Ítalo Ferreira, primeiro campeão olímpico do surfe, começou a domar as ondas usando como prancha uma tampa de isopor da caixa térmica em que seu pai guardava os peixes que vendia.

O atleta de 27 anos também conquistou a primeira medalha de ouro do Brasil nos Jogos de Tóquio-2020 nesta terça-feira, nas ondas de Chiba, a 100 quilômetros da capital japonesa, que aparentemente não tinha nada para intimidá-lo.

As ondas de Chiba são menores, com vento e às vezes “mais lisas” do que as de outros locais de competição e semelhantes às de Baía Formosa, sua cidade natal no Rio Grande do Norte, disse Ítalo em entrevista à AFP antes dos Jogos. “Para mim não muda muito, já tenho experiência e malícia para surfar nessas condições”, afirmou.

Desde a infância, as pranchas melhoraram em qualidade e os troféus se acumularam.

“Um dia um primo me deu uma prancha quebrada, mas era suficiente e melhor do que isopor. Aí meu pai me comprou uma prancha, ele pagou com um peixe e o resto em dinheiro. A partir daí comecei a surfar um pouco mais”, lembra o surfista.

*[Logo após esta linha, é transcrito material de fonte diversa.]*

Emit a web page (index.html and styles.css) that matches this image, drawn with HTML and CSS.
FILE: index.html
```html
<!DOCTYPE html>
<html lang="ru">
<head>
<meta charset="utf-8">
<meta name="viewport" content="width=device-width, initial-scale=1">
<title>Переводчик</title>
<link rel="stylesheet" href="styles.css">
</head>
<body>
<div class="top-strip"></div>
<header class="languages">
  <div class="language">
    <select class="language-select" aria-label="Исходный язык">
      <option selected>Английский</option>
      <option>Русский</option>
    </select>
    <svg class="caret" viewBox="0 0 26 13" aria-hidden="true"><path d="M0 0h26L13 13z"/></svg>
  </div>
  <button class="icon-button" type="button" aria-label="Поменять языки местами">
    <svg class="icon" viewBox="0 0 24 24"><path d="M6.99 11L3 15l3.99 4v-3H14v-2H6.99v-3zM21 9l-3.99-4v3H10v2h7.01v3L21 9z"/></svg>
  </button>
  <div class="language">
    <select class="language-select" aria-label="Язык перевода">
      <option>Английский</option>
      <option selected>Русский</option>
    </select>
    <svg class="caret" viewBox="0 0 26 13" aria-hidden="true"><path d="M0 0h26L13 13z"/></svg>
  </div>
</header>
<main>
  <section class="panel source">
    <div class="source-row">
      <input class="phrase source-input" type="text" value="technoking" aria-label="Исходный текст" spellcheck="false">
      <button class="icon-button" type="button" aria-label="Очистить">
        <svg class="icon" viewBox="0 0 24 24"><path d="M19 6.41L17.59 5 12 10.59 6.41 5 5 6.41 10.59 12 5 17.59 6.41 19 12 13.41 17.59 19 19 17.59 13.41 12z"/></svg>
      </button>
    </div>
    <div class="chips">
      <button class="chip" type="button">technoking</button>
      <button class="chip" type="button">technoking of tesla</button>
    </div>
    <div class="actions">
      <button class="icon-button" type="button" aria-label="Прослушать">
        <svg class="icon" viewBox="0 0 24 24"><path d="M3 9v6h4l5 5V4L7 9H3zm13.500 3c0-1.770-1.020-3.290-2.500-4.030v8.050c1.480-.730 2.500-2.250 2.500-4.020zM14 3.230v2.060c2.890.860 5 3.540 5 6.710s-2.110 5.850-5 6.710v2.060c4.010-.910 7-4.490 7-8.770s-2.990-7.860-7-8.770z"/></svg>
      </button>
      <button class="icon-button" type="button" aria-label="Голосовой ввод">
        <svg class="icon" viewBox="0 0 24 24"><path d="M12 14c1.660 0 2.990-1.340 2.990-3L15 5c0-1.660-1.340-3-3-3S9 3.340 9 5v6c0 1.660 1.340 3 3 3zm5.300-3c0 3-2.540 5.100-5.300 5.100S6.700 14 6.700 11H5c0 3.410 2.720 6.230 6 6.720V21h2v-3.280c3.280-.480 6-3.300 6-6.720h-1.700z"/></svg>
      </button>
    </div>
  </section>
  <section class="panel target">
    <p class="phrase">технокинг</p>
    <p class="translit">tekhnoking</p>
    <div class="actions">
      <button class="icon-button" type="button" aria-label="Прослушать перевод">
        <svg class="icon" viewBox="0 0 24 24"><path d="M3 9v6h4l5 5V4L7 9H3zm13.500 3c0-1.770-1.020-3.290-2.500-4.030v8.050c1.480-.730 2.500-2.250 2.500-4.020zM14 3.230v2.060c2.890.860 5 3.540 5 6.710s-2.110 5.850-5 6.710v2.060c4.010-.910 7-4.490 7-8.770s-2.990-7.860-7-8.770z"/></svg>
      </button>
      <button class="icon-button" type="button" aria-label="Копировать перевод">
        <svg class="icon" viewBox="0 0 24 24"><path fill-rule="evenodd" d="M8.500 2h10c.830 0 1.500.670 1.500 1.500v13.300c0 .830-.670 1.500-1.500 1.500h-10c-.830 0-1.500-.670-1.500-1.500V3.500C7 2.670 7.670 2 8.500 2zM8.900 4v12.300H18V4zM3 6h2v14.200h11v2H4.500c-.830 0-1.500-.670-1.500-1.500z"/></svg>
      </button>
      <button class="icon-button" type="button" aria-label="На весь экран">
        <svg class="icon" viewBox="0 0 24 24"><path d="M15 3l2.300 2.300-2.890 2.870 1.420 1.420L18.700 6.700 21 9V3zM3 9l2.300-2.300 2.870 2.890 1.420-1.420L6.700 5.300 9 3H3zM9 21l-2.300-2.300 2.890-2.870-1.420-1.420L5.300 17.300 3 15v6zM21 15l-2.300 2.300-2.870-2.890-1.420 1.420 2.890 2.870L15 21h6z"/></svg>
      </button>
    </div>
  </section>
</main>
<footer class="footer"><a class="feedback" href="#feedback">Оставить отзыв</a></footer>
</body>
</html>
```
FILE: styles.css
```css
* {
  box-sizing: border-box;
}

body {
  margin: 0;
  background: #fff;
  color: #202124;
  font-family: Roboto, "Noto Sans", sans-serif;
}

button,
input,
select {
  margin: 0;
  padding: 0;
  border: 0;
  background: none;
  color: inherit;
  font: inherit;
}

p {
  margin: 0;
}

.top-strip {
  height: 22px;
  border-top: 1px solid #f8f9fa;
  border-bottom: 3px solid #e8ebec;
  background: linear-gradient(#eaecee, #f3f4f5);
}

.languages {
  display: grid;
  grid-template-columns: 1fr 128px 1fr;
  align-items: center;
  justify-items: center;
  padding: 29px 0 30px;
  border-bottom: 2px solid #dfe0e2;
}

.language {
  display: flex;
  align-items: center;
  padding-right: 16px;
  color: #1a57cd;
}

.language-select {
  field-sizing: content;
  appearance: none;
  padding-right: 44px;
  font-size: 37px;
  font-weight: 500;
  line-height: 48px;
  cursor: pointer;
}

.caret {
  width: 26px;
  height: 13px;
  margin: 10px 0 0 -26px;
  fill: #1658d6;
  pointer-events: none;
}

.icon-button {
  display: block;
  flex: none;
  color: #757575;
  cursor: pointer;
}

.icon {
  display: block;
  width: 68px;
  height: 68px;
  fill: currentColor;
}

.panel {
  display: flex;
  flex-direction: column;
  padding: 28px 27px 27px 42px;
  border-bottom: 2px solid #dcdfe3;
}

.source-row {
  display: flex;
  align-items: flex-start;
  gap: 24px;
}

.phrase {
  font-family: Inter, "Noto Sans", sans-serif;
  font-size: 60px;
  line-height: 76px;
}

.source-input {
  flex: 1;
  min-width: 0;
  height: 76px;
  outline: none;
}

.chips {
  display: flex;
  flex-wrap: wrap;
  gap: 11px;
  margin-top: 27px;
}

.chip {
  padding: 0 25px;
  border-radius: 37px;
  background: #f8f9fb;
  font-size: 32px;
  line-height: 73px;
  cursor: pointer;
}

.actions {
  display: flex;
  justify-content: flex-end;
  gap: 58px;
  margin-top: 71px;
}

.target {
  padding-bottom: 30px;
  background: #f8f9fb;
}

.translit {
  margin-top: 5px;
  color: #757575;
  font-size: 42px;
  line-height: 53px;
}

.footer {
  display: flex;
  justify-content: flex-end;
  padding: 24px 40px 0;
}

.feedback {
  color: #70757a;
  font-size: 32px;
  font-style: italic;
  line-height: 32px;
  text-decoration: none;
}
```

“Viemos de lugares onde temos que nos superar. Cada vitória dá muita garra, muita perseverança, isso nos torna mais profissionais, nos dá mais vontade de vencer”, disse ele.

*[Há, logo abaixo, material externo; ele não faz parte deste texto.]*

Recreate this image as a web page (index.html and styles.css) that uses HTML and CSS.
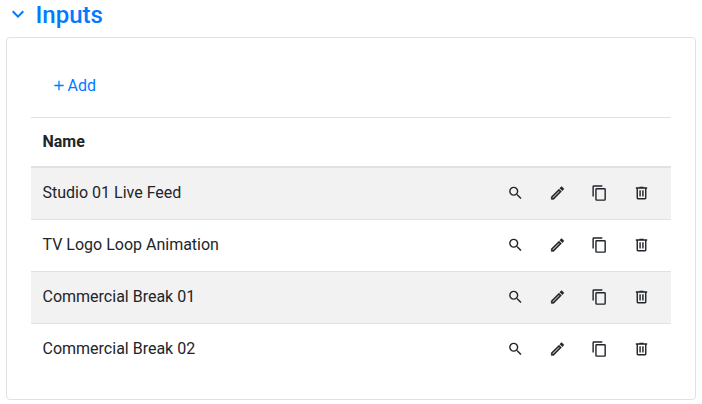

Até a adolescência, ele via o que agora é sua profissão como um hobby. Mas passou a disputar torneios locais, aos quais às vezes entrava pedindo dinheiro em mercados e farmácias, e Luiz “Pinga” Campos, renomado descobridor de surfistas, notou seu talento.

“Foi quando percebi que poderia ir mais longe se me dedicasse totalmente e, assim, cada vez que vencesse um campeonato, poderia ajudar meus pais”, lembrou Ítalo.

As expectativas se confirmaram: aos 10 anos, venceu um torneio local, aos 14 se tornou bicampeão mundial Pro Junior, em 2014 foi campeão brasileiro, em 2015 foi admitido na World Surf League (WSL) e em 2019 se tornou o terceiro brasileiro a conquistar o título mundial, depois de Gabriel Medina (2014 e 2018) e Adriano de Souza (2015).

– Novos horizontes –

A inclusão do surfe como uma das novas modalidades em Tóquio abriu novos horizontes para ele, após a paralisação que a pandemia impôs no ano passado em todas as competições.

“Que bom que foi agora (a estreia do surfe), porque posso participar e representar o Brasil com outros atletas. Espero que seja incrível e possamos dar um show”, disse Ítalo sobre a expectativa para os Jogos.

“Estou ansioso pela oportunidade de competir nas Olimpíadas e mostrar meus talentos”, afirmou o atleta, que mostrou confiança de sobra.

“Me sinto um dos favoritos, vencer é uma coisa que venho trabalhando e um desejo (…), de certa forma pode mudar a minha vida, é uma coisa que ninguém conquistou ainda e que seria histórico”, disse ele à AFP.

Esta geração de surfistas brasileiros campeões deu visibilidade ao esporte, em um país dominado pelo futebol.

O próprio Ítalo jogava bola quando criança, mas acabou brigando quando sofreu uma falta. “No surfe você desconta na onda, não precisa bater em outra pessoa”, brincou.

Após cada torneio, Ferreira volta à Baía Formosa, para partilhar as suas alegrias com a família e amigos. E desta vez não será diferente. “Vou me divertir, que é a parte mais fácil do surfe”.